Figure 4. Retinoid signaling promotes transdifferentiation of Dmrt1 mutant Sertoli cells.

A-D, Retinol treatment enhances transdifferentiation. At P14 control testes from Dmrt1^fl/+ animals injected with vehicle (PBS) had no FOXL2 positive transdifferentiated cells at P14 (A) and vehicle-injected conditional mutants deleted with Dhh-Cre (B) had small numbers of transdifferentiated cells at this stage. Retinol acetate (ROL) injection at P4 into conditional mutant testes resulted in many FOXL2 positive cells at P14 (C), whereas injection of ROL into control testes did not induce transdifferentiation (D).

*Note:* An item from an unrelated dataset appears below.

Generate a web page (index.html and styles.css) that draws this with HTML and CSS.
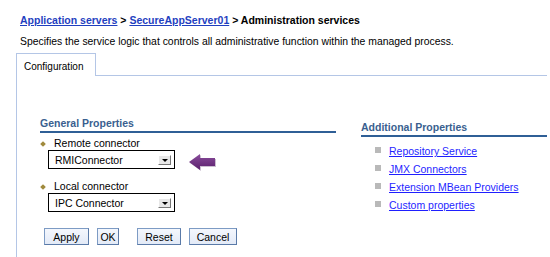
FILE: index.html
```html
<!DOCTYPE html>
<html lang="en">
<head>
    <meta charset="UTF-8">
    <title>Administration services</title>
    <link rel="stylesheet" href="styles.css">
</head>
<body>
    <div class="crumbs">
        <a href="#">Application servers</a> &gt; <a href="#">SecureAppServer01</a> &gt; Administration services
    </div>
    <p class="desc">Specifies the service logic that controls all administrative function within the managed process.</p>

    <div class="tabs">
        <div class="tab">Configuration</div>
        <div class="tab-rest"></div>
    </div>

    <div class="panel">
        <div class="col-left">
            <h2>General Properties</h2>

            <div class="field">
                <div class="label"><span class="req"></span>Remote connector</div>
                <div class="row">
                    <div class="select">
                        <span>RMIConnector</span>
                        <span class="drop"></span>
                    </div>
                    <svg class="pointer" width="30" height="18" viewBox="0 0 30 18">
                        <defs>
                            <linearGradient id="pg" x1="0" y1="0" x2="0" y2="1">
                                <stop offset="0" stop-color="#8a4d9c"/>
                                <stop offset="1" stop-color="#5a1f6c"/>
                            </linearGradient>
                        </defs>
                        <polygon points="1,8 12,0 12,4 27,4 27,12 12,12 12,16" fill="#cbbfd0" transform="translate(1,1)"/>
                        <polygon points="1,8 12,0 12,4 27,4 27,12 12,12 12,16" fill="url(#pg)"/>
                    </svg>
                </div>
            </div>

            <div class="field">
                <div class="label"><span class="req"></span>Local connector</div>
                <div class="row">
                    <div class="select">
                        <span>IPC Connector</span>
                        <span class="drop"></span>
                    </div>
                </div>
            </div>

            <div class="buttons">
                <button class="btn-apply">Apply</button>
                <button class="btn-ok">OK</button>
                <button class="btn-reset">Reset</button>
                <button class="btn-cancel">Cancel</button>
            </div>
        </div>

        <div class="col-right">
            <h2>Additional Properties</h2>
            <ul class="links">
                <li><a href="#">Repository Service</a></li>
                <li><a href="#">JMX Connectors</a></li>
                <li><a href="#">Extension MBean Providers</a></li>
                <li><a href="#">Custom properties</a></li>
            </ul>
        </div>
    </div>
</body>
</html>
```

FILE: styles.css
```css
body {
    margin: 0;
    padding: 0;
    background-color: white;
    font-family: "Liberation Sans", Arial, sans-serif;
    font-size: 10px;
    color: #000;
    width: 550px;
    height: 257px;
    overflow: hidden;
}
a {
    color: #1f1fff;
}
.crumbs {
    padding: 14px 0 0 20px;
    font-size: 10.5px;
    font-weight: bold;
    line-height: 13px;
}
.crumbs a {
    color: #1f3fbf;
}
.desc {
    margin: 8px 0 0 20px;
    line-height: 13px;
    font-size: 10.4px;
}
.tabs {
    display: flex;
    margin: 5px 0 0 16px;
    height: 23px;
}
.tab {
    width: 80px;
    border: 1px solid #b4c6e6;
    border-bottom: none;
    padding: 7px 0 0 7px;
    box-sizing: border-box;
    font-size: 10px;
}
.tab-rest {
    flex: 1;
    border-bottom: 1px solid #b4c6e6;
    margin-right: 3px;
}
.panel {
    display: flex;
    margin-left: 16px;
    border-left: 1px solid #b4c6e6;
    height: 182px;
}
.col-left {
    width: 296px;
    margin-left: 23px;
    padding-top: 41px;
}
.col-right {
    width: 186px;
    margin-left: 25px;
    padding-top: 45px;
}
h2 {
    margin: 0;
    font-size: 10.5px;
    font-weight: bold;
    color: #3a5f8f;
    line-height: 13px;
    padding-bottom: 1px;
    border-bottom: 2px solid #2f5f96;
}
.field {
    margin-top: 4px;
}
.field + .field {
    margin-top: 8px;
}
.label {
    display: flex;
    align-items: center;
    line-height: 13px;
    font-size: 10.5px;
}
.req {
    width: 4px;
    height: 4px;
    margin: 0 9px 0 1px;
    background-color: #a08a3c;
    transform: rotate(45deg);
}
.row {
    display: flex;
    align-items: flex-start;
    margin-top: 0;
}
.select {
    width: 127px;
    height: 19px;
    margin-left: 8px;
    border: 1px solid #000;
    box-sizing: border-box;
    display: flex;
    align-items: center;
    justify-content: space-between;
    padding: 0 3px 0 6px;
    font-size: 10.5px;
}
.drop {
    width: 11px;
    height: 8px;
    background-color: #e8e8e8;
    border-right: 1px solid #777;
    border-bottom: 1px solid #777;
    border-top: 1px solid #fff;
    border-left: 1px solid #fff;
    position: relative;
}
.drop::after {
    content: "";
    position: absolute;
    left: 3px;
    top: 3px;
    border-left: 3px solid transparent;
    border-right: 3px solid transparent;
    border-top: 3px solid #000;
}
.pointer {
    margin: 4px 0 0 13px;
}
.buttons {
    display: flex;
    margin: 16px 0 0 4px;
}
button {
    font-family: "Liberation Sans", Arial, sans-serif;
    font-size: 10.5px;
    height: 17px;
    padding: 0;
    background: linear-gradient(#f4f7fd, #e3eaf7);
    border: 1px solid #7d9bc4;
    border-right-color: #5a7aa8;
    border-bottom-color: #5a7aa8;
    color: #000;
}
.btn-apply {
    width: 45px;
}
.btn-ok {
    width: 22px;
    margin-left: 8px;
}
.btn-reset {
    width: 44px;
    margin-left: 18px;
}
.btn-cancel {
    width: 48px;
    margin-left: 8px;
}
.links {
    list-style: none;
    margin: 5px 0 0 0;
    padding: 0;
}
.links li {
    display: flex;
    align-items: center;
    height: 18px;
    font-size: 10.5px;
}
.links li::before {
    content: "";
    width: 6px;
    height: 6px;
    background-color: #b9b9b9;
    margin: 0 8px 2px 14px;
}
```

E-H, Inhibition of RA synthesis suppresses transdifferentiation. At P21 testes of Dmrt^fl/fl control animals (E) treated from P5 with vehicle (1% gum tragacanth) had no FOXL2-positive transdifferentiated cells while vehicle-treated conditional mutants deleted with Sf1-Cre were extensively transdifferentiated (F). Treatment of conditional mutants with WIN 18,446 almost completely suppressed transdifferentiation (G). Treatment of controls with WIN 18,446 disrupted spermatogenesis (H), confirming that the RA synthesis was blocked. I-L, Dietary vitamin A depletion suppresses transdifferentiation. Relative to testes from wild type adult mice on vitamin A sufficient (VAS) diets (I), VAS adult testes with Dmrt1 deleted using Sf1-cre (J) had many transdifferentiated cells expressing FOXL2. (Note that conditional loss of Dmrt1 in Sertoli cells also causes postnatal germ cell loss.) Dietary vitamin A depletion of conditional Dmrt1 mutant mice, starting in utero, reduced the number of FOXL2 positive cells and increased the number of SOX9 positive cells (K). VAD treatment of wild type mice had no effect on Sertoli cell differentiation or maintenance but blocked spermatogonial differentiation, confirming the effectiveness of VAD and resulting in largely empty seminiferous tubules (L). Scale bars, 40 µm.